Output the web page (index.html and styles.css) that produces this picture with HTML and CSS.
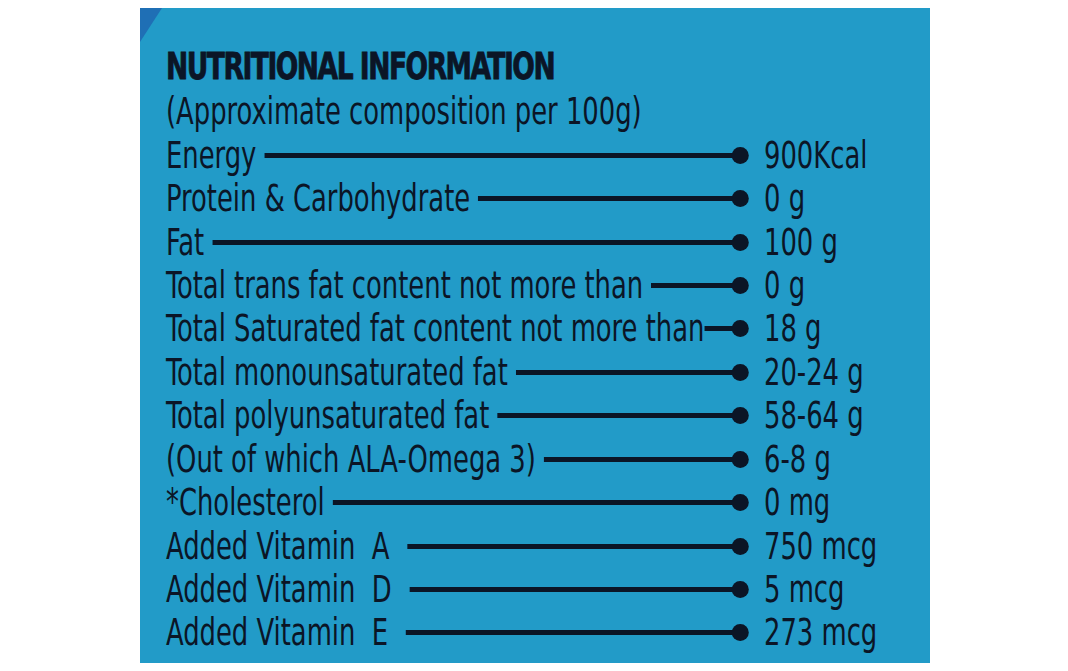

--

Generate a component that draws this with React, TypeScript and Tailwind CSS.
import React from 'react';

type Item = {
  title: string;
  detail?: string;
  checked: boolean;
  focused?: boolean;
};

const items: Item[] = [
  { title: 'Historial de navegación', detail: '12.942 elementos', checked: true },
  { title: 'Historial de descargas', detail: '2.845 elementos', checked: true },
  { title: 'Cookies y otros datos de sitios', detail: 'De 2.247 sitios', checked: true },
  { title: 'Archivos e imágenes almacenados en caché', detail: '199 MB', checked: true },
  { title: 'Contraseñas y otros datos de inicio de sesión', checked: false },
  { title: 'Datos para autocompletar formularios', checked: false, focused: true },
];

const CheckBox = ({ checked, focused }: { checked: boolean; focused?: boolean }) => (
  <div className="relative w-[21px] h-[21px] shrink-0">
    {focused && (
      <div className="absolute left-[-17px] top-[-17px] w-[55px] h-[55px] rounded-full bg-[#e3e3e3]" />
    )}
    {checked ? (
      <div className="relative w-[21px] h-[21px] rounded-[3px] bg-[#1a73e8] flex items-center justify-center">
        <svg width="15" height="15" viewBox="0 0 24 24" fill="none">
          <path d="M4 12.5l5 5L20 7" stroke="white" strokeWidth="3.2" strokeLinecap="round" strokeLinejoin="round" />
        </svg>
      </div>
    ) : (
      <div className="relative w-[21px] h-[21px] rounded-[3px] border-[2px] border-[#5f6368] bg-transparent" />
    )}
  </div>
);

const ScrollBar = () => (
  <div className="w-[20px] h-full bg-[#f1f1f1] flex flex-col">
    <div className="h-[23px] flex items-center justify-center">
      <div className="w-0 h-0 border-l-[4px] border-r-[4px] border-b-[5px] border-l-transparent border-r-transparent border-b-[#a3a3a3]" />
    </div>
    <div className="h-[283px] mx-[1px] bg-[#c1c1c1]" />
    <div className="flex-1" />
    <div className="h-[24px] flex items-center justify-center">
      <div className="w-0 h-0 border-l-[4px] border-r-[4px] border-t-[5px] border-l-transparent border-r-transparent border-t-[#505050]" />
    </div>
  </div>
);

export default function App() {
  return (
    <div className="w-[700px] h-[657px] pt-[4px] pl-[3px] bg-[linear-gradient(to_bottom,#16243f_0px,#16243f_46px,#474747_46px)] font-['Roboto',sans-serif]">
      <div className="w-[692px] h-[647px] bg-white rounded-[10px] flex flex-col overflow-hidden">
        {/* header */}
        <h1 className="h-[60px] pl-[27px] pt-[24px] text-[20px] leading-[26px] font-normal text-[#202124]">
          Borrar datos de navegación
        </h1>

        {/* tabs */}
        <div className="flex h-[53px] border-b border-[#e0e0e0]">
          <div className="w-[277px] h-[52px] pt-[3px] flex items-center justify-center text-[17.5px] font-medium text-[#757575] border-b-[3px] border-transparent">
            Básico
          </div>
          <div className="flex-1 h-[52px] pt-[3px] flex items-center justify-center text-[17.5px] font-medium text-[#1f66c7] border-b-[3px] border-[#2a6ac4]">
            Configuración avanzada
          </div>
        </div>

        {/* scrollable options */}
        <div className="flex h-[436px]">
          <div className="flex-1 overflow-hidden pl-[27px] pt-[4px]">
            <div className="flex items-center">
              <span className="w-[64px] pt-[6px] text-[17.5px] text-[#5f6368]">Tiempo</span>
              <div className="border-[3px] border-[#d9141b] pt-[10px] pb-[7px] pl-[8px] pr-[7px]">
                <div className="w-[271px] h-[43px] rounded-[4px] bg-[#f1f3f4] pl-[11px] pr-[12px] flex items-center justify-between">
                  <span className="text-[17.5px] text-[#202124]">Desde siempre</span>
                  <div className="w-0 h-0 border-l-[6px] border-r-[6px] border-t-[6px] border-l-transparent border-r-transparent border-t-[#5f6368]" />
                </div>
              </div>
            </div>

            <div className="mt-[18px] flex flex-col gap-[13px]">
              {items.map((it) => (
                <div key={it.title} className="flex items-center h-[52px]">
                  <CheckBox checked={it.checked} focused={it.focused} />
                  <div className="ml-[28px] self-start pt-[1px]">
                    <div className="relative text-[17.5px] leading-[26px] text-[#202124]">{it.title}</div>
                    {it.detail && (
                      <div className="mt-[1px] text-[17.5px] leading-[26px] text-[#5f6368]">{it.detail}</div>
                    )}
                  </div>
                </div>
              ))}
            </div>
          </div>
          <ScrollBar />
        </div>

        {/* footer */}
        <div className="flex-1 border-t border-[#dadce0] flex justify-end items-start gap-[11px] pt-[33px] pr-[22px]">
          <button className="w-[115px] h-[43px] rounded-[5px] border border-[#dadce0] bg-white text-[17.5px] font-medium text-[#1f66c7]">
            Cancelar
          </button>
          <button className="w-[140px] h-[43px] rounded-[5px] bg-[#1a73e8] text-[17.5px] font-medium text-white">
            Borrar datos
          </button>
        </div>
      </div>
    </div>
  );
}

## GIVEN PROBLEM
Copy out every line of the data that includes the word "with".

## THE OUTPUT
Output the web page (index.html and styles.css) that produces this picture with HTML and CSS.
Generate a component that draws this with React, TypeScript and Tailwind CSS.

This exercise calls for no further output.